### PROVIDED INFORMATION
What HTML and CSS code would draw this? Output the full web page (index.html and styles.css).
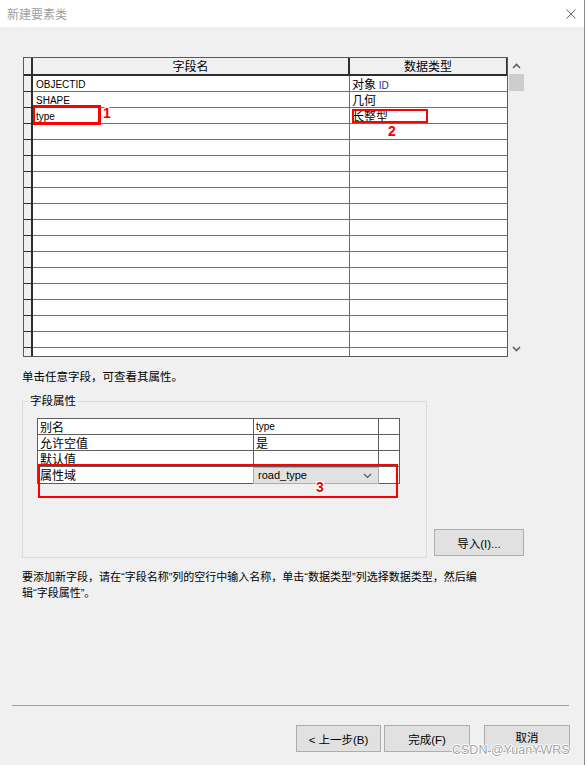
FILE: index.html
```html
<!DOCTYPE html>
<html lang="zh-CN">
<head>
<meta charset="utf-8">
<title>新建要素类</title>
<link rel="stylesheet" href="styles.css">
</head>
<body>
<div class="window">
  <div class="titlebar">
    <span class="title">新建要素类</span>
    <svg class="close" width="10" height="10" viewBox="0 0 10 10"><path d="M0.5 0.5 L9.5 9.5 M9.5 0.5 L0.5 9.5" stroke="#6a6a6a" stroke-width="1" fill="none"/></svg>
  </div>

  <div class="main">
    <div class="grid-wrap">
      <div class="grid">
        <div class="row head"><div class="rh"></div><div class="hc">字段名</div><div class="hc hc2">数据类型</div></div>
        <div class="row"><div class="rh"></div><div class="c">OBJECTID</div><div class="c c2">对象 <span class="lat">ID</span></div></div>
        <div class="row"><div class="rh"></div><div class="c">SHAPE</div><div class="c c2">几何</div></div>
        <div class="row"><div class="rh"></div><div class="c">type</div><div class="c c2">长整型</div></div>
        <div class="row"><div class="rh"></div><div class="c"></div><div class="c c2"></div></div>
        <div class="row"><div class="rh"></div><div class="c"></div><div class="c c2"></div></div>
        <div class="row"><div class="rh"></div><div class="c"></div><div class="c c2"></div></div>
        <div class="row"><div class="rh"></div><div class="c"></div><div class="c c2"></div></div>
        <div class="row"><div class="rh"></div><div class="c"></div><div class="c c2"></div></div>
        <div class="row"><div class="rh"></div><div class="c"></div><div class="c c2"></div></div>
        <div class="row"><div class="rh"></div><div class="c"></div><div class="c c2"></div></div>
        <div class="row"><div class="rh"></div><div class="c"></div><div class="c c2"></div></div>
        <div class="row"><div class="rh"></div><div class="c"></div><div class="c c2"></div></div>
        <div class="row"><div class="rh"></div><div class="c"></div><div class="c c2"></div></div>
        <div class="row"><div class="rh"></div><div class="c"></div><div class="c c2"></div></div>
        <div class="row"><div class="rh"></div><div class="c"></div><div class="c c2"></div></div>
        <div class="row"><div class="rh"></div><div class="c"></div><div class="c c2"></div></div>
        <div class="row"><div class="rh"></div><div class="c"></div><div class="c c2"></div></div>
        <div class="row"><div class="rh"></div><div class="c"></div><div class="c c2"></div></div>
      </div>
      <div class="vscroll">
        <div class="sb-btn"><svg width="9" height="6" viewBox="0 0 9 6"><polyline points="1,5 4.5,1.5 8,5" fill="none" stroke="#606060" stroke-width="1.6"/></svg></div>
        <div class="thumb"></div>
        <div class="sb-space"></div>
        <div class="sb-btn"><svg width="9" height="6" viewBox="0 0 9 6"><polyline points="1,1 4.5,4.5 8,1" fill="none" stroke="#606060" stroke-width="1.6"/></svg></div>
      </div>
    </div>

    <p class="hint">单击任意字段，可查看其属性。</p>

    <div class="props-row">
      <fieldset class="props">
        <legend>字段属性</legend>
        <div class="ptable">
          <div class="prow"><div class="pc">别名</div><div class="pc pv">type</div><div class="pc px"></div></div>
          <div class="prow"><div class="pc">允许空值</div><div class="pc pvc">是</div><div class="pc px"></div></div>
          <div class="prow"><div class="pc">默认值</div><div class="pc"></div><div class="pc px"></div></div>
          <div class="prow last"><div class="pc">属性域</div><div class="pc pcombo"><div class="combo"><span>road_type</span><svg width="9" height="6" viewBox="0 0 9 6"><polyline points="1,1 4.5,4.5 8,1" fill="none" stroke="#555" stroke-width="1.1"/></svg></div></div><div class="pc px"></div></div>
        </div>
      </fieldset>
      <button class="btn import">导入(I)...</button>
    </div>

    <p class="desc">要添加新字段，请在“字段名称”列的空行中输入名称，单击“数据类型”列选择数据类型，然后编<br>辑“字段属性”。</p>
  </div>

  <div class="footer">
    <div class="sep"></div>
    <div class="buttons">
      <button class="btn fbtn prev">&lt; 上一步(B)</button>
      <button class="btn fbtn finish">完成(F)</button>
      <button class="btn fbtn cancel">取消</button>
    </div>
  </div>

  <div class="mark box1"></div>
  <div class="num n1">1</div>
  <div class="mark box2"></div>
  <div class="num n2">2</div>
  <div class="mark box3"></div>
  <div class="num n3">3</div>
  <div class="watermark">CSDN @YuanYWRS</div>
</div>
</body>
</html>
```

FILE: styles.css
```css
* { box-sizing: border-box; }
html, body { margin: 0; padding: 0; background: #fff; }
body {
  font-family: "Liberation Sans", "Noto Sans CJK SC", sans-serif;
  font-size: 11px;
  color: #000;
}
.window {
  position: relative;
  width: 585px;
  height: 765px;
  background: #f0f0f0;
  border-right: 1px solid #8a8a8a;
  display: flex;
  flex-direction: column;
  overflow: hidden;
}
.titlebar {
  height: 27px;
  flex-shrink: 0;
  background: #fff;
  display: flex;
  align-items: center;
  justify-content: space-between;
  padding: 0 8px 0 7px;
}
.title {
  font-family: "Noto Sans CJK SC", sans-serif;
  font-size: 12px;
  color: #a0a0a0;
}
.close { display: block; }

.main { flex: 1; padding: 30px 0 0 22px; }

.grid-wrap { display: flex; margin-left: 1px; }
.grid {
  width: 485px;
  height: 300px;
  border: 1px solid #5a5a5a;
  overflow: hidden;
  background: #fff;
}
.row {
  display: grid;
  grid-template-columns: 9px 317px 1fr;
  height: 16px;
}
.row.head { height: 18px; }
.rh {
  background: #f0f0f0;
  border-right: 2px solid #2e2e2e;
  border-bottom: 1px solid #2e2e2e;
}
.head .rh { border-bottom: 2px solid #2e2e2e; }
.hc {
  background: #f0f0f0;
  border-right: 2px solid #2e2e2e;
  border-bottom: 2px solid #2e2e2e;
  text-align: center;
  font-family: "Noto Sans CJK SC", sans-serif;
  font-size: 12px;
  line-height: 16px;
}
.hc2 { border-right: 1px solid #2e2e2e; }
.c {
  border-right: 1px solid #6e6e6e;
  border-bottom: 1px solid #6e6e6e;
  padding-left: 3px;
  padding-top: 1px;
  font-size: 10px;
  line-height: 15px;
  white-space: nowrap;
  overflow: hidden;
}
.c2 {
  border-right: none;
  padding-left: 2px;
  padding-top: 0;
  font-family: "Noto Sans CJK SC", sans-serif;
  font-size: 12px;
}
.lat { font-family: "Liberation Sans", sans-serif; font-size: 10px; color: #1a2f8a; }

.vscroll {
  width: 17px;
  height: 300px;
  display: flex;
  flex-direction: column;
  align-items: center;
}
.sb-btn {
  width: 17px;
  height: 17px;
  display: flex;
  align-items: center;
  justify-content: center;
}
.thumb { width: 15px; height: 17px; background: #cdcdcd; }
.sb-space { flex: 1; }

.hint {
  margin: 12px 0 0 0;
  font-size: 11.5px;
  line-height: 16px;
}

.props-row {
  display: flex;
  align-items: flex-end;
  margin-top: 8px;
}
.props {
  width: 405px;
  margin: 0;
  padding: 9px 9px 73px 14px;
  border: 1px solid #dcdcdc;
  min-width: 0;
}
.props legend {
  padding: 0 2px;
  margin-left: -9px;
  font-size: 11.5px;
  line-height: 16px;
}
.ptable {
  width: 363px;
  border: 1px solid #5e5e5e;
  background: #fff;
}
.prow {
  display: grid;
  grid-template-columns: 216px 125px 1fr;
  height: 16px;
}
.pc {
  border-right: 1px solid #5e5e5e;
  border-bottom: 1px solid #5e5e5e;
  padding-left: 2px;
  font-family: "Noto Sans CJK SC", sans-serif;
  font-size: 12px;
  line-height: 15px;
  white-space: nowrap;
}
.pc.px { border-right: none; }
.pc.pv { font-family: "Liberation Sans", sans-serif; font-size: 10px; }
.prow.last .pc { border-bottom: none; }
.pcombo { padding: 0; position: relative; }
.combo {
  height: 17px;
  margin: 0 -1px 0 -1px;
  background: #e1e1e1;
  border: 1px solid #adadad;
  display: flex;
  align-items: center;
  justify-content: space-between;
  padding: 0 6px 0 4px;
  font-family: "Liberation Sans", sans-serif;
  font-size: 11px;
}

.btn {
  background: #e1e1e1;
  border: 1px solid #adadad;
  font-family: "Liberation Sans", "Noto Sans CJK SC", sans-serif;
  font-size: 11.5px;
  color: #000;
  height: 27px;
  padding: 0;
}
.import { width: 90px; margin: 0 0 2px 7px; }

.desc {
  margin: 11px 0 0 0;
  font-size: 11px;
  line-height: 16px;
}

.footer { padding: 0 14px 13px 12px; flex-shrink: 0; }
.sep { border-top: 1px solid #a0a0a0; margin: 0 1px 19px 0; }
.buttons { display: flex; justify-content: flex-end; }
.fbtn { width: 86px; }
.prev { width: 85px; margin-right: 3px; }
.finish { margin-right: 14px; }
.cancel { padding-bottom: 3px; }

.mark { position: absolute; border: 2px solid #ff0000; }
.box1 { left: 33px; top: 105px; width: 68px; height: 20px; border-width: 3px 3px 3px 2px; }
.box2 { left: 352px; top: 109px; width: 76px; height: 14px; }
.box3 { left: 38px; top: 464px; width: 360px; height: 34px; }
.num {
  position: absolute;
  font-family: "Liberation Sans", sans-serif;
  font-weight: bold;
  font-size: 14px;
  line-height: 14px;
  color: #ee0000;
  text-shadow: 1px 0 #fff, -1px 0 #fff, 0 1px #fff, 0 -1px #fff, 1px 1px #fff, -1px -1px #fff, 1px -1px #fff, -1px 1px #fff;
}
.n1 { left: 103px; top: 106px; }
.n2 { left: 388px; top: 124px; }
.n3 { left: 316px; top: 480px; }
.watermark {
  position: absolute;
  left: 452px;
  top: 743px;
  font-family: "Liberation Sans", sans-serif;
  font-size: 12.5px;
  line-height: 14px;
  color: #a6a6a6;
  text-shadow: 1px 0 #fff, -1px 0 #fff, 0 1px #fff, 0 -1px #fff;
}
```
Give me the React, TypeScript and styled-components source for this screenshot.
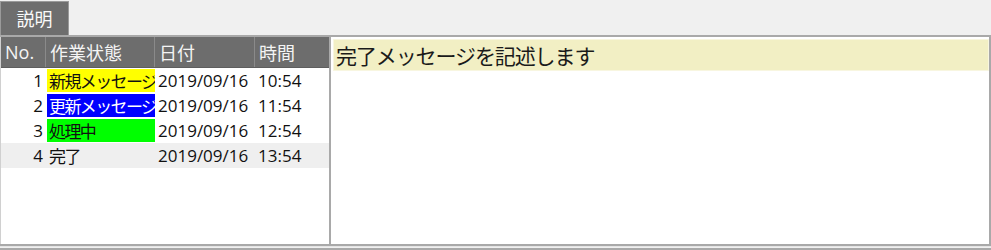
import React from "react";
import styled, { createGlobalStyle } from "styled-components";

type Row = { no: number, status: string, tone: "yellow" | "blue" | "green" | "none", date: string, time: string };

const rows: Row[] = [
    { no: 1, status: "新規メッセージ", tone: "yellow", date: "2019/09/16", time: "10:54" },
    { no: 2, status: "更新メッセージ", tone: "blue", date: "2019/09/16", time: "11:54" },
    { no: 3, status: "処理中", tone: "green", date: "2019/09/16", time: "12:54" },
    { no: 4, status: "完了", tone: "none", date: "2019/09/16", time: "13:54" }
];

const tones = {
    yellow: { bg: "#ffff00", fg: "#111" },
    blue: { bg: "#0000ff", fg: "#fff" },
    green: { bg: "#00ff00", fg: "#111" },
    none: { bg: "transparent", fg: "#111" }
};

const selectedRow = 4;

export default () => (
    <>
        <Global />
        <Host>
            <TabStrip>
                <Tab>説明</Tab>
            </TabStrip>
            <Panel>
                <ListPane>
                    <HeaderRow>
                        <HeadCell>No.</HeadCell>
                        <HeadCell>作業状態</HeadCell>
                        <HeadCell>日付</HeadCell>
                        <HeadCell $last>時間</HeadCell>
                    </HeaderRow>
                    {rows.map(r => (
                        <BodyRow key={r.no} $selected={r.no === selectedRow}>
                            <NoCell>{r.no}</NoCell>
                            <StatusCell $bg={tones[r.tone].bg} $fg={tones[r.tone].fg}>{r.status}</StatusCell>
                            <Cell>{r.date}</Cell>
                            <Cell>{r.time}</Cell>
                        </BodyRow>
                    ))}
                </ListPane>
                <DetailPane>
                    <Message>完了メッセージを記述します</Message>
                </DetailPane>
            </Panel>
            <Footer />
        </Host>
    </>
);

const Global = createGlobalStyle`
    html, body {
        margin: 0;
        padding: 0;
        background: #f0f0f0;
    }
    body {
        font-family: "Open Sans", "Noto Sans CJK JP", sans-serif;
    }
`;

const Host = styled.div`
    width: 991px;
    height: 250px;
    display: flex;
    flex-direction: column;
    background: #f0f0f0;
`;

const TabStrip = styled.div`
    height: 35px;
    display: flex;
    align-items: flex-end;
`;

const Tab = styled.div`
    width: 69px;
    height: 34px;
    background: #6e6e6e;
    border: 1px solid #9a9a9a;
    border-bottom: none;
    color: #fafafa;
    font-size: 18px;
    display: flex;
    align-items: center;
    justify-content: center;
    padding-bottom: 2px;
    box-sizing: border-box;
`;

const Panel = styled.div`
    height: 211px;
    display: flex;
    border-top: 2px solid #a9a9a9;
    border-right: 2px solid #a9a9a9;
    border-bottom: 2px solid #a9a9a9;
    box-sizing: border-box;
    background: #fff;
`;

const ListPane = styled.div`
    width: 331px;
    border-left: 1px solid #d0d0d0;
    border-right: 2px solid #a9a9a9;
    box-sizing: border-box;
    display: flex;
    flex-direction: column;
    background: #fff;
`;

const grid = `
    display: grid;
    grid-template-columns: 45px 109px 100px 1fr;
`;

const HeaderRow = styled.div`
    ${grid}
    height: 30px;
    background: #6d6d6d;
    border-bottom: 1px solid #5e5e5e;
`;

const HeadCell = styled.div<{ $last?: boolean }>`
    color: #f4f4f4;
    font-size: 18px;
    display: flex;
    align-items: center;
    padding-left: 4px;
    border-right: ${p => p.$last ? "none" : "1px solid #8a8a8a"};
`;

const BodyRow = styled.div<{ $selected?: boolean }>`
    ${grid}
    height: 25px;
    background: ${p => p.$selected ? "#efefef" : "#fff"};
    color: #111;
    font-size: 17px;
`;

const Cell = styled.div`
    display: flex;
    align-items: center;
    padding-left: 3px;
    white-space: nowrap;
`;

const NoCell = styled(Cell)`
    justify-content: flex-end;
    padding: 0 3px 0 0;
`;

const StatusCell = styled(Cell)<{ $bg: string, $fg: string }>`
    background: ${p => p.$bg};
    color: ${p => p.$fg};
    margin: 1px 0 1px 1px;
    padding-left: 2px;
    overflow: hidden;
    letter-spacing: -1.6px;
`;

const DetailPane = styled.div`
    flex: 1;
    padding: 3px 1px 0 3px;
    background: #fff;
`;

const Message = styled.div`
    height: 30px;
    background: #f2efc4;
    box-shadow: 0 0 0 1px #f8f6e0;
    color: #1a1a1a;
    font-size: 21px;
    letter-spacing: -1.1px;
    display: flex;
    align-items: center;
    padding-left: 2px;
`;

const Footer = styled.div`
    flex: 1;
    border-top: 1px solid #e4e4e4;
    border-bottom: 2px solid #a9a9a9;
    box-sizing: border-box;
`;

### TASK DETAILS
Gather from the entries above all lines that include the string "styles".

### SOLUTION BELOW
What HTML and CSS code would draw this? Output the full web page (index.html and styles.css).
<link rel="stylesheet" href="styles.css">
FILE: styles.css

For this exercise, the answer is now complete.